Cork looked down at his visitors. “In his way, he offered what he could.”
“Which was?”
“Take a hawk’s-eye view.”
Larson stared up at him. “I don’t get it.”
“Neither do I.”
“Does he know where Thunder is?”
“I don’t think so,” Cork said. “If he did, he probably would have come right out and told me.”
“Take a hawk’s-eye view? Is that a clue of s
ome kind?”
“I think it’s more a suggestion on how to approach the problem.”
“But you have no idea what he meant by it?”
“Nope.”
“Big help.” Larson squinted up at Cork, blinking behind his glasses. “Marsha says you stepped back from the investigation. What’s up with that?”
“Other priorities, Ed.” Cork tapped the side of the Quonset hut.
“Right. Fishing opener and all.” Larson looked down at the gravel, then back up. “We just finished canvassing Kingbird’s neighbors.”
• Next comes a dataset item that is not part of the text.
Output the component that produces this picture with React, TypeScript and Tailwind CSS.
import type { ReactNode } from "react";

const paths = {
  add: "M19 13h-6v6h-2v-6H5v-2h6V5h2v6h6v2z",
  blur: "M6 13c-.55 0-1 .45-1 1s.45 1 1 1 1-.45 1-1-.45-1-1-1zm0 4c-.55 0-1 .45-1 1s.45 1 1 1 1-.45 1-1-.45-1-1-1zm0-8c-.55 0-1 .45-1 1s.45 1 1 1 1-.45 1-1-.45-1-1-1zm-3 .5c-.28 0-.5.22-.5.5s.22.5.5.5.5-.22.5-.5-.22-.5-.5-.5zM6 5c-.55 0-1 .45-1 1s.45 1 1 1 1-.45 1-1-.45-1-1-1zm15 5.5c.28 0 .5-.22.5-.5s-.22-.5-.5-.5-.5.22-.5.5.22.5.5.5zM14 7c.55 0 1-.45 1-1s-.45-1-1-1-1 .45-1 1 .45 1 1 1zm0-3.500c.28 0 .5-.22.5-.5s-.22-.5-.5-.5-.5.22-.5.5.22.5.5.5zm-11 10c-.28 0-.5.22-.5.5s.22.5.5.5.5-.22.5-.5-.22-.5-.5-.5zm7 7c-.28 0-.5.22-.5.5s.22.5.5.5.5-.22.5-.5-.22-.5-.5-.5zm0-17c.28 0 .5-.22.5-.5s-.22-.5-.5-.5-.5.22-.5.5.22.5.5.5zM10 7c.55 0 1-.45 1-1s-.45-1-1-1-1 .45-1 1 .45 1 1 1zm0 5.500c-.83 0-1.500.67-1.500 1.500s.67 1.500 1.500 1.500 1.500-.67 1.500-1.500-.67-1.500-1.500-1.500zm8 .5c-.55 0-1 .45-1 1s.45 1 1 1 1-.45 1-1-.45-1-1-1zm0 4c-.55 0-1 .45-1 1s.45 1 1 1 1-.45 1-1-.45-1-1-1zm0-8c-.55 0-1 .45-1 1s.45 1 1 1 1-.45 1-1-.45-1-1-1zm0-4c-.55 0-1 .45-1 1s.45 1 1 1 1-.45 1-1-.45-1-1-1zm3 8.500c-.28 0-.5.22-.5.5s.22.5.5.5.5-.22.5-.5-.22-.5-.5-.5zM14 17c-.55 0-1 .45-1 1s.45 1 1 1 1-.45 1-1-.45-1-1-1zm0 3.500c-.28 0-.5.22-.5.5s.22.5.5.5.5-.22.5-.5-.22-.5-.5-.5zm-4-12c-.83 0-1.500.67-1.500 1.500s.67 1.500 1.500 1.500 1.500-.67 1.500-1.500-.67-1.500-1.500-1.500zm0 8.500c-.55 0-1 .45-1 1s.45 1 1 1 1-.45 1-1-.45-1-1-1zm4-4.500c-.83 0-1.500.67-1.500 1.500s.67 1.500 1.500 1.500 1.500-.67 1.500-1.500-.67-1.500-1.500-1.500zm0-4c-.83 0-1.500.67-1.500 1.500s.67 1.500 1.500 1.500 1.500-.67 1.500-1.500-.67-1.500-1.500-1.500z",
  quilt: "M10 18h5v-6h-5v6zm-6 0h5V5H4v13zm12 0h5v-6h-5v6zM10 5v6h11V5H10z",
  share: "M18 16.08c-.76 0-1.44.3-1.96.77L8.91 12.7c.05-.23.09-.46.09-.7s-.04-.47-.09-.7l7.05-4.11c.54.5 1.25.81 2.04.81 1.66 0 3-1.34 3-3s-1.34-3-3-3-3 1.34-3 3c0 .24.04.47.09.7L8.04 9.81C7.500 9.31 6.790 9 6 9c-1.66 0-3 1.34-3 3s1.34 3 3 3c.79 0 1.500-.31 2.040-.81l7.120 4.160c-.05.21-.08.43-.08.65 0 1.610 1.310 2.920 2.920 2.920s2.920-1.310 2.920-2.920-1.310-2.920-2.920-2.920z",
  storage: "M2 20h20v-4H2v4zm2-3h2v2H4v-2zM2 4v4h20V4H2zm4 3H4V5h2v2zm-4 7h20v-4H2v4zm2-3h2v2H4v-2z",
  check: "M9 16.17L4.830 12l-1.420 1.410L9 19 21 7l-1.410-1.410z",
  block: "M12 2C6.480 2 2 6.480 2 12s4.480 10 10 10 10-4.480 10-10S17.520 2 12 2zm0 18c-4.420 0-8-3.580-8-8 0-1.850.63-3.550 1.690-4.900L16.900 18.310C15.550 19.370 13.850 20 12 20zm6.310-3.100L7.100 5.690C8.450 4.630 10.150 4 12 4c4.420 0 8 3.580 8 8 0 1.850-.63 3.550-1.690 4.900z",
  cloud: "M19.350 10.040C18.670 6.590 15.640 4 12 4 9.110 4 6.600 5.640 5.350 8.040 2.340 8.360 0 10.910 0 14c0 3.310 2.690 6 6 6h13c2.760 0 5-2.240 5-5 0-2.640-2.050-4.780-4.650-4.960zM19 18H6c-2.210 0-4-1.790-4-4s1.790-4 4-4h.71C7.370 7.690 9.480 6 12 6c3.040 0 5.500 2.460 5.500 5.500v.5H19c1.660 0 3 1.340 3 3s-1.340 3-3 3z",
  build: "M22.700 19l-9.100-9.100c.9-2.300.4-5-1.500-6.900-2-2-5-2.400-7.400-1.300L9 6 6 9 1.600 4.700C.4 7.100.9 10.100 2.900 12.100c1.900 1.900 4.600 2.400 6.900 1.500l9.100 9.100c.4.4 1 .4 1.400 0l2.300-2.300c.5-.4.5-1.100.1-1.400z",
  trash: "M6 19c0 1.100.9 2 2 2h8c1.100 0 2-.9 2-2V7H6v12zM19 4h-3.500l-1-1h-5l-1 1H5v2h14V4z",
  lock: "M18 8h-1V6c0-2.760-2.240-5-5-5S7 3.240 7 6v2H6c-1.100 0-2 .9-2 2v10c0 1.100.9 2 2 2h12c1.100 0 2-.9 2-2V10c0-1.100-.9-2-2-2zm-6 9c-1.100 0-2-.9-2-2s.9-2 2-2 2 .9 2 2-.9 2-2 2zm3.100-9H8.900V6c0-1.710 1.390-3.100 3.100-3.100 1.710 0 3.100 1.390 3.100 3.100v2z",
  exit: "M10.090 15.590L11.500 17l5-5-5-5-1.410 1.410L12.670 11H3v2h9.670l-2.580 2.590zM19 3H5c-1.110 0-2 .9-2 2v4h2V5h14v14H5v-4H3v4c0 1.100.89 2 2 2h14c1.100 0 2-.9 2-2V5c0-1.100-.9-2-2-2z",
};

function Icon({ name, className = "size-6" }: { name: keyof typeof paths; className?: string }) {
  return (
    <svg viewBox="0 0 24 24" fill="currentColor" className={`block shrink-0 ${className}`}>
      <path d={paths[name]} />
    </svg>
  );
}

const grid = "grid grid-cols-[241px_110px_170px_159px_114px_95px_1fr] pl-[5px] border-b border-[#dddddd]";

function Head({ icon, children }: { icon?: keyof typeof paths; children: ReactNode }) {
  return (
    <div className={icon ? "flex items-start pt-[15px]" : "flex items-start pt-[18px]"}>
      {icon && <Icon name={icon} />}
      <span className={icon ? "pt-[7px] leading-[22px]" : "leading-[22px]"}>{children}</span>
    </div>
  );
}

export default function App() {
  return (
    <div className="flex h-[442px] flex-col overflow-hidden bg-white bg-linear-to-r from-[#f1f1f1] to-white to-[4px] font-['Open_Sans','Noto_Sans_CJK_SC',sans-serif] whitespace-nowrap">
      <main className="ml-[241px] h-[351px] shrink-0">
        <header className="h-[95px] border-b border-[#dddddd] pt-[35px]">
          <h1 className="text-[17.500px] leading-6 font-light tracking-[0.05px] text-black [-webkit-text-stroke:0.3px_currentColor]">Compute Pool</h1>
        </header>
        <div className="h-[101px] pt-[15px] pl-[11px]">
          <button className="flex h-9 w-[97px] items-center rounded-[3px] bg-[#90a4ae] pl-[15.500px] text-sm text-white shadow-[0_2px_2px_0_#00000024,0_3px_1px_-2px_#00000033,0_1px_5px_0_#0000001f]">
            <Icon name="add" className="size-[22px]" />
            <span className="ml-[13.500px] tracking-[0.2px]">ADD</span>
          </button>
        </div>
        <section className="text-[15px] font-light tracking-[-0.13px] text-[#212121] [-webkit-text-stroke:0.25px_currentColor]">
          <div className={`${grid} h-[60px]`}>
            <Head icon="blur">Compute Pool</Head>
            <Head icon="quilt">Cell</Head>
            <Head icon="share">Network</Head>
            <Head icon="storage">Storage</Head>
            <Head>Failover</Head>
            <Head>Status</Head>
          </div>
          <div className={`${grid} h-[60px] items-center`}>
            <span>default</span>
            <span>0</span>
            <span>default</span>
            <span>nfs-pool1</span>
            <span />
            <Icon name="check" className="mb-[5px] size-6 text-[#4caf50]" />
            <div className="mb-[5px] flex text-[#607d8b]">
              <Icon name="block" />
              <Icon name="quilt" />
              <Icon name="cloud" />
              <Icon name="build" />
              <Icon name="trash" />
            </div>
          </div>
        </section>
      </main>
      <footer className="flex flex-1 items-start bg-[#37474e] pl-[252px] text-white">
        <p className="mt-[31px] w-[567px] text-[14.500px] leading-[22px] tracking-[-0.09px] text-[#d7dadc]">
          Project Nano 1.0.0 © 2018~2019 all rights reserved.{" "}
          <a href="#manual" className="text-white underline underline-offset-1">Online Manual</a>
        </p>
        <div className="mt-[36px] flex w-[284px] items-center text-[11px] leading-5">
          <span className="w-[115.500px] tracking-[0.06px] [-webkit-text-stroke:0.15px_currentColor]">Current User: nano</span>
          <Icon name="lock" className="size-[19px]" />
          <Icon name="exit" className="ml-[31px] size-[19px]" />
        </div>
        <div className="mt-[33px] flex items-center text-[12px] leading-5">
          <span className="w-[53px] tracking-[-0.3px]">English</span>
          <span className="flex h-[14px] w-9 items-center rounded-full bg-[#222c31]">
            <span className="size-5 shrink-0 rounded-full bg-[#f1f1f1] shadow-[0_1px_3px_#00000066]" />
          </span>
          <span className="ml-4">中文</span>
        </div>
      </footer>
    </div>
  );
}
“And they told you they didn’t see anything, right?”
“Right.” Larson’s skepticism was obvious.
“They weren’t playing games with you, Ed. Marvin LaPoint lost most of his hearing in Vietnam. When he sleeps, Mindy says it’s like a freight train going through the house. She wears earplugs in bed. They’re not late-night people, so they were probably sleeping when the Kingbirds were killed and wouldn’t have heard anything. On the other side of the Kingbirds, the closest neighbors would be Blakeley and Gene Beatty. They usually spend Saturday nights with Blakeley’s cousins in Biwabik. Big poker game, goes on all night. Blakeley and Gene usually sleep over.”
“That’s good to know. I thought maybe we were just being stonewalled. We also talked to a few of the Red Boyz.”
“Who?”
“Tom Blessing, Daniel Hart, and Elgin Manypenny.”
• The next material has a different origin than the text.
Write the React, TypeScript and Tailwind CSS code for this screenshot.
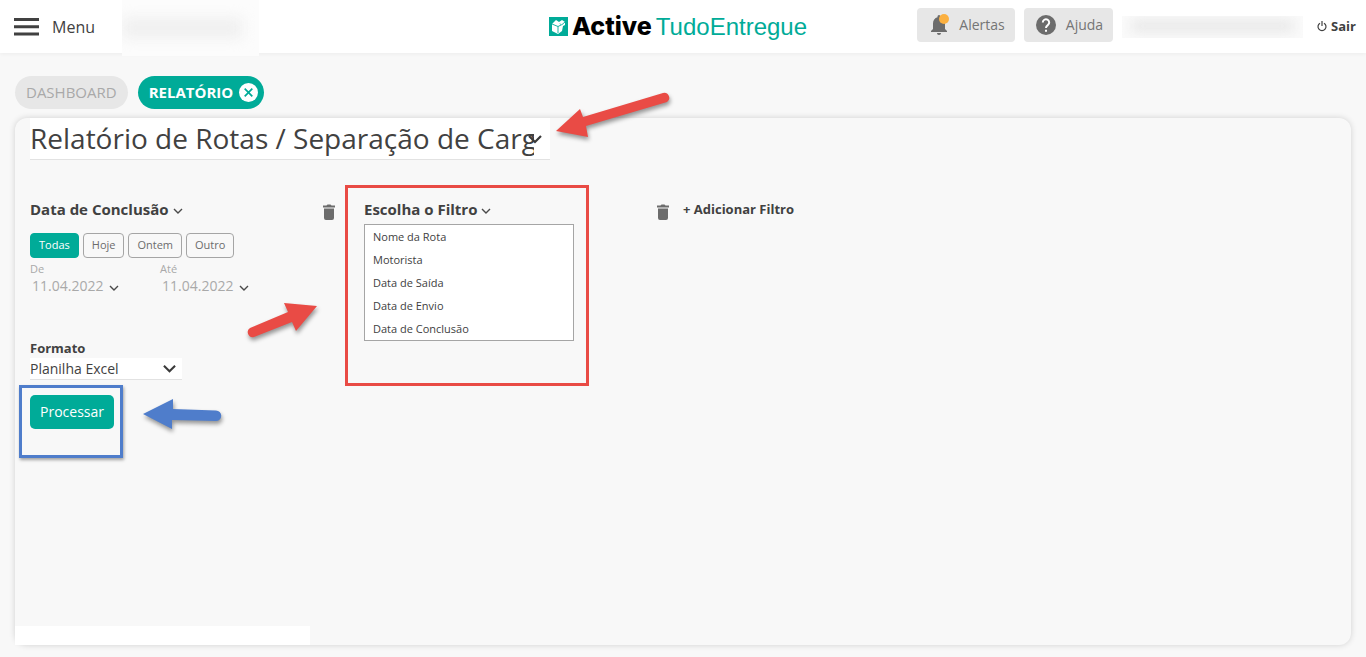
import React, { useState } from 'react';

const filterOptions = ['Nome da Rota', 'Motorista', 'Data de Saída', 'Data de Envio', 'Data de Conclusão'];
const periods = ['Todas', 'Hoje', 'Ontem', 'Outro'];

const App: React.FC = () => {
  const [period, setPeriod] = useState('Todas');

  return (
    <div className="relative flex flex-col min-h-screen bg-[#f8f8f8] text-[#414141] font-['Open_Sans',sans-serif]">
      <Header />

      {/* Tabs */}
      <nav className="flex gap-2.5 px-[15px] pt-[23px] pb-[9px]">
        <button className="h-[33px] px-[11px] rounded-full bg-[#e7e7e7] text-[#a9a9a9] text-[15px]">DASHBOARD</button>
        <button className="flex items-center gap-1.5 h-[33px] pl-[11px] pr-1.5 rounded-full bg-[#00ab98] text-white text-[15px] font-bold">
          RELATÓRIO
          <svg width="19" height="19" viewBox="0 0 19 19">
            <circle cx="9.5" cy="9.5" r="9.5" fill="#fff" />
            <path d="M5.7 5.7l7.6 7.6M13.3 5.7l-7.6 7.6" stroke="#00ab98" strokeWidth="1.7" />
          </svg>
        </button>
      </nav>

      {/* Report panel */}
      <main className="flex flex-col flex-1 mx-[15px] mb-3 rounded-xl shadow-[0_0_6px_rgba(0,0,0,0.16)]">
        <div className="relative self-start ml-[15px] w-[520px] max-w-full">
          <select
            aria-label="Relatório"
            className="block w-full h-[42px] pr-4 pb-0.5 appearance-none bg-white border-b border-[#e2e2e2] text-[28px] leading-[38px]"
          >
            <option>Relatório de Rotas / Separação de Cargas</option>
          </select>
          <Chevron className="absolute right-2 top-3.5 pointer-events-none" size={14} />
        </div>

        {/* Filters */}
        <section className="flex items-start px-[15px] pt-10">
          <div className="flex justify-between w-[306px] mr-7">
            <div>
              <FilterTitle text="Data de Conclusão" />
              <div className="flex gap-1 mt-3">
                {periods.map((item) => (
                  <button
                    key={item}
                    onClick={() => setPeriod(item)}
                    className={
                      item === period
                        ? 'h-[25px] px-2 rounded border border-[#00ab98] bg-[#00ab98] text-white text-[11px]'
                        : 'h-[25px] px-2 rounded border border-[#a5a5a5] text-[#6c6c6c] text-[11px]'
                    }
                  >
                    {item}
                  </button>
                ))}
              </div>
              <div className="flex mt-[3px] text-[#a9a9a9]">
                <DateField label="De" value="11.04.2022" />
                <DateField label="Até" value="11.04.2022" />
              </div>
            </div>
            <TrashButton />
          </div>

          <div className="relative flex justify-between w-[306px] mr-[13px]">
            <div>
              <FilterTitle text="Escolha o Filtro" />
              <ul className="absolute left-0 top-6 w-[210px] border border-[#a5a5a5] bg-white">
                {filterOptions.map((option) => (
                  <li key={option}>
                    <button className="block w-full h-[23px] pt-0.5 px-2 text-left text-[11px]">{option}</button>
                  </li>
                ))}
              </ul>
            </div>
            <TrashButton />
            <div className="absolute -left-[19px] -top-[15px] w-[244px] h-[201px] border-3 border-[#e94b45] pointer-events-none" />
          </div>

          <button className="text-[13px] leading-[18px] font-bold">+ Adicionar Filtro</button>
        </section>

        {/* Output format */}
        <section className="flex flex-col items-start px-[15px] pt-[42px]">
          <label htmlFor="format" className="text-[13px] leading-5 font-bold">Formato</label>
          <div className="relative w-[152px]">
            <select
              id="format"
              className="block w-full h-[22px] appearance-none bg-white border-b border-[#e2e2e2] text-sm"
            >
              <option>Planilha Excel</option>
            </select>
            <Chevron className="absolute right-1.5 top-1 pointer-events-none" size={13} />
          </div>
          <div className="relative mt-[15px]">
            <button className="h-[34px] px-2.5 rounded-[5px] bg-[#00ab98] text-white text-sm">Processar</button>
            <div className="absolute -left-[11px] -top-[10px] w-[104px] h-[73px] border-3 border-[#4f7dcb] shadow-[1px_2px_3px_rgba(0,0,0,0.35)] pointer-events-none" />
          </div>
        </section>

        <div className="mt-auto w-[295px] h-[19px] bg-white" />
      </main>

      <Arrows />
    </div>
  );
};

const Header: React.FC = () => {
  return (
    <header className="grid grid-cols-[1fr_auto_1fr] items-center h-[53px] pr-2.5 bg-white shadow-[0_1px_4px_rgba(0,0,0,0.05)]">
      <div className="flex items-center h-[53px]">
        <button className="flex items-center gap-[13px] w-[122px] pl-3.5 text-base">
          <svg width="25" height="18" viewBox="0 0 25 18" fill="#414141">
            <path d="M0 0h25v3H0zM0 7.2h25v3H0zM0 14.4h25v3H0z" />
          </svg>
          Menu
        </button>
        <div className="self-start w-[137px] h-[56px] pt-[18px] bg-[#fcfcfc] overflow-hidden">
          <div className="w-[120px] h-5 bg-[#efefef] blur-[7px]" />
        </div>
      </div>

      <a href="#" className="flex items-center h-[51px] text-2xl">
        <svg width="19" height="19" viewBox="0 0 19 19" className="mr-1">
          <path d="M0 0h19v19H0z" fill="#00ab98" />
          <path d="M3 7l4-4 3 2 3-2 3 2v3l-2 1-1 5-4 3-6-3z" fill="#fff" />
          <path d="M3 7l6 2.500 3-1.500M9 9.500V16M11 6.500l1.500 1.500L16 5" fill="none" stroke="#00ab98" strokeWidth="0.9" />
        </svg>
        <span className="mr-1 font-extrabold text-black text-[25px] font-['Inter',sans-serif]">Active</span>
        <span className="text-[#00ab98] font-['Liberation_Sans',sans-serif]">TudoEntregue</span>
      </a>

      <div className="flex items-center justify-end h-[50px] whitespace-nowrap">
        <button className="flex items-center gap-2.5 h-[34px] pl-3 pr-2.5 mr-[9px] mb-1 rounded bg-[#e7e7e7] text-[#757575] text-sm">
          <svg width="20" height="22" viewBox="0 0 20 22">
            <path
              d="M10 21c1.2 0 2-.8 2-2H8c0 1.2.8 2 2 2zM16 15V9.500c0-3.200-1.700-5.500-4.500-6.200V2.500a1.500 1.500 0 0 0-3 0v.8C5.700 4 4 6.300 4 9.500V15l-2 2v1h16v-1z"
              fill="#6c6c6c"
            />
            <circle cx="15" cy="5" r="5" fill="#fbb040" />
          </svg>
          Alertas
        </button>
        <button className="flex items-center gap-2.5 h-[34px] pl-3 pr-2.5 mr-[9px] mb-1 rounded bg-[#e7e7e7] text-[#757575] text-sm">
          <svg width="20" height="20" viewBox="0 0 20 20">
            <circle cx="10" cy="10" r="10" fill="#6c6c6c" />
            <path d="M6.8 7.5a3.2 3.2 0 1 1 5 2.6C10.7 10.9 10 11.5 10 13" fill="none" stroke="#fff" strokeWidth="2" />
            <path d="M9 14.8h2v2H9z" fill="#fff" />
          </svg>
          Ajuda
        </button>
        <div className="w-[181px] h-[22px] mr-3.5 overflow-hidden bg-[#fafafa]">
          <div className="mx-2.5 mt-1 h-3 bg-[#e8e8e8] blur-[6px]" />
        </div>
        <button className="flex items-center gap-1 text-[13px] font-bold">
          <svg width="10" height="11" viewBox="0 0 10 11" fill="none" stroke="#414141" strokeWidth="1.2">
            <path d="M3 2.2a4 4 0 1 0 4 0M5 0v5" />
          </svg>
          Sair
        </button>
      </div>
    </header>
  );
};

const Chevron: React.FC<{ size: number; className?: string }> = ({ size, className }) => {
  return (
    <svg width={size} height={size} viewBox="0 0 14 14" className={className} fill="none" stroke="#3a3a3a" strokeWidth="2.2">
      <path d="M1 4l6 6 6-6" />
    </svg>
  );
};

const FilterTitle: React.FC<{ text: string }> = ({ text }) => {
  return (
    <button className="flex items-center gap-1 h-[21px] pb-[3px] text-[15px] leading-[18px] font-bold">
      {text}
      <SmallChevron />
    </button>
  );
};

const SmallChevron: React.FC = () => {
  return (
    <svg width="10" height="6" viewBox="0 0 10 6" className="mt-1" fill="none" stroke="#4a4a4a" strokeWidth="1.4">
      <path d="M1 1l4 4 4-4" />
    </svg>
  );
};

const DateField: React.FC<{ label: string; value: string }> = ({ label, value }) => {
  return (
    <div className="w-[130px]">
      <div className="text-[11px] leading-[15px]">{label}</div>
      <button className="flex items-center gap-1.5 pl-0.5 text-sm leading-5" aria-label={label}>
        {value}
        <SmallChevron />
      </button>
    </div>
  );
};

const TrashButton: React.FC = () => {
  return (
    <button aria-label="Remover filtro" className="self-start mt-1">
      <svg width="14" height="16" viewBox="0 0 14 16" fill="#6c6c6c">
        <path d="M1 1.5h3.5l1-1h3l1 1H13v2H1zM2 4.5h10V14a2 2 0 0 1-2 2H4a2 2 0 0 1-2-2z" />
      </svg>
    </button>
  );
};

// Callout arrows drawn over the screen
const Arrows: React.FC = () => {
  return (
    <svg
      width="680"
      height="440"
      viewBox="0 0 680 440"
      className="absolute left-0 top-0 pointer-events-none drop-shadow-[1px_3px_2px_rgba(0,0,0,0.4)]"
    >
      <path d="M556 131L580 109L583 117L663 93A5 5 0 0 1 667 102L586 126L588 137Z" fill="#e94b45" />
      <path d="M317 306L284 303L288 312L250 328A5 5 0 0 0 254 337L292 322L296 331Z" fill="#e94b45" />
      <path d="M143 414L173 399V409L216 410.5A5 5 0 0 1 216 421L172 420V429Z" fill="#4f7dcb" />
    </svg>
  );
};

export default App;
“And you got a shitload of attitude and nothing else.”
Larson put a foot on the ladder, as if he were thinking of climbing up beside Cork. “Marsha likes Reinhardt for the murders. Doesn’t buy his alibi. What do you think?”
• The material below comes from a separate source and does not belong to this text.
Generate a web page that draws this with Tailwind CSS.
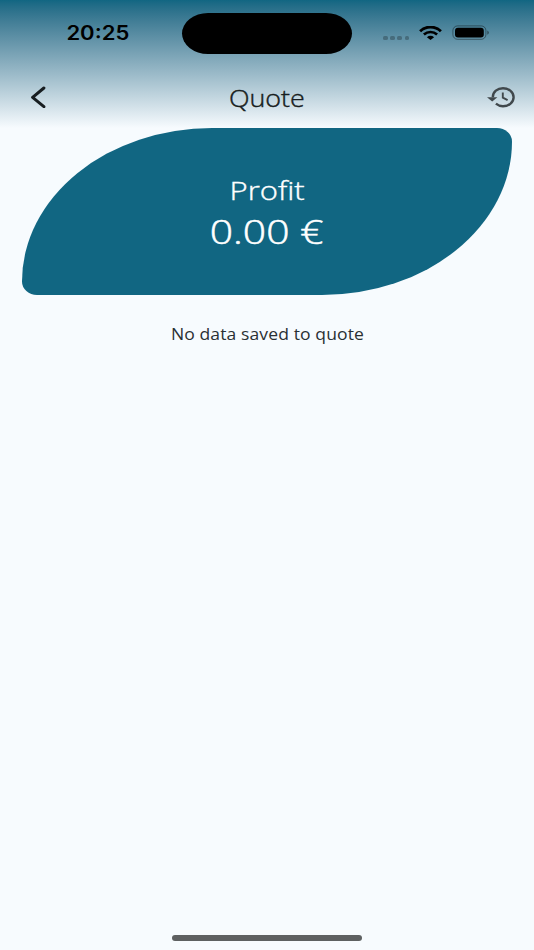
<!DOCTYPE html>
<html lang="en">
<head>
    <meta charset="UTF-8">
    <meta name="viewport" content="width=device-width, initial-scale=1.0">
    <title>Quote</title>
    <!-- Tailwind CSS CDN -->
    <script src="https://cdn.jsdelivr.net/npm/@tailwindcss/browser@4"></script>
</head>
<body class="h-[950px] w-[534px] overflow-hidden bg-[#f7fbfe] font-['Open_Sans',sans-serif]">
    <div class="flex h-full flex-col">
        <!-- Header with gradient -->
        <div class="h-[128px] shrink-0 bg-linear-to-b from-[#116682] to-[#f7fbfe]">
            <!-- Status bar -->
            <div class="grid h-[66px] grid-cols-[182px_170px_182px] items-center">
                <div class="flex justify-center pl-[13px]">
                    <span class="inline-block scale-x-[1.13] font-['Inter',sans-serif] text-[19.5px] leading-6 font-semibold text-black">20:25</span>
                </div>
                <div class="h-[41px] rounded-[26px/20.5px] bg-black"></div>
                <div class="flex items-center pl-[31px]">
                    <div class="mt-[10px] flex gap-[2.4px]">
                        <span class="h-1 w-[4.8px] rounded-[1.6px] bg-black/25"></span>
                        <span class="h-1 w-[4.8px] rounded-[1.6px] bg-black/25"></span>
                        <span class="h-1 w-[4.8px] rounded-[1.6px] bg-black/25"></span>
                        <span class="h-1 w-[4.8px] rounded-[1.6px] bg-black/25"></span>
                    </div>
                    <svg class="-mt-px ml-[10px] h-[14px] w-[23px]" viewBox="0 0 23 14" fill="none" stroke="#000">
                        <path d="M1.1 5.2C7 -.3 16 -.3 21.9 5.2" stroke-width="2.9" />
                        <path d="M4.9 8.6C8.8 5.1 14.2 5.1 18.1 8.6" stroke-width="2.7" />
                        <path d="M11.5 13.9L7.9 11.2C10 9.4 13 9.4 15.1 11.2Z" fill="#000" stroke="none" />
                    </svg>
                    <svg class="-mt-px ml-[9.5px] h-[15px] w-[38px]" viewBox="0 0 38 15">
                        <rect x=".9" y=".9" width="33" height="13.4" rx="4.6" fill="none" stroke="#000" stroke-opacity=".4" />
                        <rect x="3" y="2.8" width="28.8" height="9.7" rx="3" fill="#000" />
                        <path d="M35.4 5.5c1.9.8 1.9 3.4 0 4.2z" fill="#000" fill-opacity=".5" />
                    </svg>
                </div>
            </div>
            <!-- Navigation bar -->
            <div class="grid h-[62px] grid-cols-[1fr_auto_1fr] items-center px-[17px]">
                <button aria-label="Back" class="ml-[13px] h-[22px] w-4 justify-self-start">
                    <svg class="h-[22px] w-4" viewBox="0 0 16 22" fill="none" stroke="#171d20" stroke-width="3" stroke-linecap="round" stroke-linejoin="round">
                        <path d="M13.9 2L2.6 11.4L13.9 20.7" />
                    </svg>
                </button>
                <h1 class="mt-px scale-x-[1.12] text-[24px] leading-8 font-light text-[#171d20] [-webkit-text-stroke:0.4px_#171d20]">Quote</h1>
                <button aria-label="History" class="h-[24px] w-[30px] justify-self-end">
                    <svg class="h-[24px] w-[30px]" viewBox="0 0 30 24" fill="none" stroke="#40484c">
                        <path d="M5.8 12.3C5.8 6.8 10.5 3.2 16 3.2C22 3.2 26.6 7.2 26.6 12.2C26.6 17.2 22 21.2 16 21.2C13.2 21.2 10.8 20.3 8.9 18.7" stroke-width="2.4" />
                        <path d="M0 12.2H10.4L5.2 16.5Z" fill="#40484c" stroke="none" />
                        <path d="M15.8 7.5V12.7L20.6 15.2" stroke-width="1.9" />
                    </svg>
                </button>
            </div>
        </div>

        <!-- Profit card -->
        <div class="mx-[22px] mt-[0.4px] flex h-[167px] shrink-0 flex-col items-center rounded-[190px_15px_190px_15px/153.5px_13.5px_153.5px_13.5px] bg-[#116682] pt-[44px] text-white">
            <p class="scale-x-[1.17] text-[26.5px] leading-9 font-light [-webkit-text-stroke:0.4px_white]">Profit</p>
            <p class="mt-px scale-x-[1.22] text-[33.5px] leading-[44px] font-light [-webkit-text-stroke:0.5px_white]">0.00 €</p>
        </div>

        <!-- Empty state -->
        <div class="mt-[27px] flex justify-center">
            <p class="scale-x-[1.13] text-[15.5px] leading-6 tracking-[0.1px] text-[#2a3033]">No data saved to quote</p>
        </div>

        <!-- Home indicator -->
        <div class="mx-auto mt-auto mb-[9px] h-[6px] w-[190px] rounded-full bg-[#5e6061]"></div>
    </div>
</body>
</html>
“The alibi’s thin, the motive isn’t. Same’s true for Elise.”
“I don’t know. Tough believing that a woman—a mother yet—could be that brutal. Tape up two people, back-shoot them. Speaking of which, we got prints off the duct tape. Rayette’s were all over the strips used on her husband, but the tape on her wrists was clean. We’re thinking the killer had Rayette tape Alexander, and then he—or she—taped Rayette and wore gloves while they did it.”
Rutledge spoke up for the first time. “I sent the tape to the BCA lab in Bemidji this morning to see if there’s something we can get from fibers or anything else the roll of tape might have come into contact with before it was used for the murders.”